The anode of D2 is at 0 V, the cathode is at 3 V. It is was a resistor the current would flow from the higher potential to the lower one, that is, to the right. But it is a diode, and the current can flow to the left only. Is D2 closed or open?


ehild
 
ehild said:
The symbol of a diode is an arrow, showing the possible flow of current. In the figure, the current can flow through both diodes from right to left - from the anode to the cathode, from the p-type part to the n type part. The current flows from higher potential to lower. The anode is at 0 V, the cathode of D1 is at -1 V. Does current flow though it?
The anode of D2 is at 0 V, the cathode is at 3 V. It is was a resistor the current would flow from the higher potential to the lower one, that is, to the right. But it is a diode, and the current can flow to the left only. Is D2 closed or open?


ehild


Isn't the cathode of D1 1V? The diagram is a bit blurry but there should be a + sign in front of the 1. Also, how do you know the anode is 0V?
 
theBEAST said:
Isn't the cathode of D1 1V? The diagram is a bit blurry but there should be a + sign in front of the 1. Also, how do you know the anode is 0V?

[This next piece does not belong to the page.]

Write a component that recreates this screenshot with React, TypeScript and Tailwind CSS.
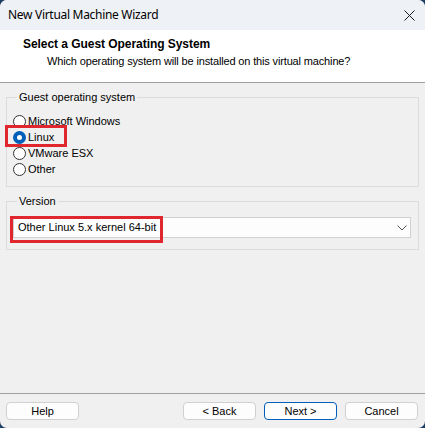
import React from "react";

const body = { fontFamily: '"Liberation Sans", Arial, sans-serif' };

function Radio({ label, checked }: { label: string; checked?: boolean }) {
  return (
    <div className="flex h-[16px] items-center gap-[2px]">
      {checked ? (
        <span className="flex h-[13px] w-[13px] items-center justify-center rounded-full bg-[#005fb8]">
          <span className="h-[5px] w-[5px] rounded-full bg-white" />
        </span>
      ) : (
        <span className="h-[13px] w-[13px] rounded-full border border-[#333] bg-white" />
      )}
      <span className="text-[11px] leading-[13px] text-black">{label}</span>
    </div>
  );
}

function Button({ label, primary }: { label: string; primary?: boolean }) {
  return (
    <button
      className={
        "h-[18px] w-[73px] rounded-[4px] bg-[#fdfdfd] text-[11px] leading-[16px] text-black " +
        (primary ? "border border-[#005fb8]" : "border border-[#d0d0d0]")
      }
    >
      {label}
    </button>
  );
}

export default function App() {
  return (
    <div className="h-[428px] w-[425px] bg-[#1d3f66]" style={body}>
      <div className="flex h-full flex-col overflow-hidden rounded-[7px] bg-[#f0f0f0]">
        {/* title bar */}
        <div className="flex h-[30px] shrink-0 items-center justify-between bg-[#eef1f6] pl-[8px] pr-[10px]">
          <span className="text-[12px] tracking-[-0.3px] text-black" style={{ fontFamily: '"Noto Sans", "Liberation Sans", sans-serif' }}>
            New Virtual Machine Wizard
          </span>
          <svg width="11" height="11" viewBox="0 0 11 11" className="text-[#1a1a1a]">
            <path d="M0.5 0.5 L10.5 10.5 M10.5 0.5 L0.5 10.5" stroke="currentColor" strokeWidth="1" />
          </svg>
        </div>

        {/* page header */}
        <div className="h-[53px] shrink-0 border-b border-[#a0a0a0] bg-white pl-[23px] pt-[7px]">
          <div className="text-[12px] font-bold leading-[14px] tracking-[-0.05px] text-black">Select a Guest Operating System</div>
          <div className="mt-[3px] pl-[24px] text-[11px] leading-[14px] tracking-[-0.15px] text-black">
            Which operating system will be installed on this virtual machine?
          </div>
        </div>

        {/* content */}
        <div className="flex flex-1 flex-col px-[6px] pr-[6px]">
          <fieldset className="mt-[8px] border border-[#dcdcdc] pb-[9px] pl-[6px] pr-[6px]">
            <legend className="ml-[4px] px-[2px] text-[11px] leading-[13px] text-black">Guest operating system</legend>
            <div className="mt-[9px] flex flex-col">
              <Radio label="Microsoft Windows" />
              <div className="relative">
                <Radio label="Linux" checked />
                <span className="absolute left-[-8px] top-[-4px] h-[22px] w-[62px] border-[3px] border-[#e0262f]" />
              </div>
              <Radio label="VMware ESX" />
              <Radio label="Other" />
            </div>
          </fieldset>

          <fieldset className="mt-[8px] border border-[#dcdcdc] pb-[11px] pl-[6px] pr-[7px]">
            <legend className="ml-[4px] px-[2px] text-[11px] leading-[13px] text-black">Version</legend>
            <div className="relative mt-[9px]">
              <div className="flex h-[21px] items-center justify-between border border-[#d0d0d0] bg-[#fdfdfd] pl-[4px] pr-[3px]">
                <span className="text-[11px] text-black">Other Linux 5.x kernel 64-bit</span>
                <svg width="10" height="6" viewBox="0 0 10 6">
                  <path d="M0.5 0.5 L5 5 L9.5 0.5" stroke="#555" strokeWidth="1" fill="none" />
                </svg>
              </div>
              <span className="absolute left-[-3px] top-[-1px] h-[27px] w-[153px] border-[3px] border-[#e0262f]" />
            </div>
          </fieldset>
        </div>

        {/* footer */}
        <div className="flex shrink-0 items-center justify-between border-t border-[#a0a0a0] px-[6px] pb-[8px] pr-[7px] pt-[8px]">
          <Button label="Help" />
          <div className="flex gap-[8px]">
            <Button label="< Back" />
            <Button label="Next >" primary />
            <Button label="Cancel" />
          </div>
        </div>
      </div>
    </div>
  );
}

Well, I see the anode is not at 0 V, o is just a terminal, not voltage.

The cathode of both diodes is connected to 3 V through the resistor. Current can flow in the direction of decreasing potential, so it can flow through D1. If D1 is an ideal diode, you can take the potential difference zero across it. Then the whole potential difference from 3 V to -1 V falls across the resistor, and the cathode is at -1 V. Is D2 closed or open?
More common to assume about 0.7 V across a conducting diode. What is V then?
What would happen if the cathode of D1 was at +1 V instead of -1?

ehild
 
ehild said:
Well, I see the anode is not at 0 V, o is just a terminal, not voltage.

The cathode of both diodes is connected to 3 V through the resistor. Current can flow in the direction of decreasing potential, so it can flow through D1. If D1 is an ideal diode, you can take the potential difference zero across it. Then the whole potential difference from 3 V to -1 V falls across the resistor, and the cathode is at -1 V. Is D2 closed or open?
More common to assume about 0.7 V across a conducting diode. What is V then?
What would happen if the cathode of D1 was at +1 V instead of -1?

ehild

Isn't the cathode of D1 connected to 1V? The anode is connected to 3V through the resistor.

As for D2, would it be open because the potential difference from 3 V to 3 V is zero and thus there is no current conducting there?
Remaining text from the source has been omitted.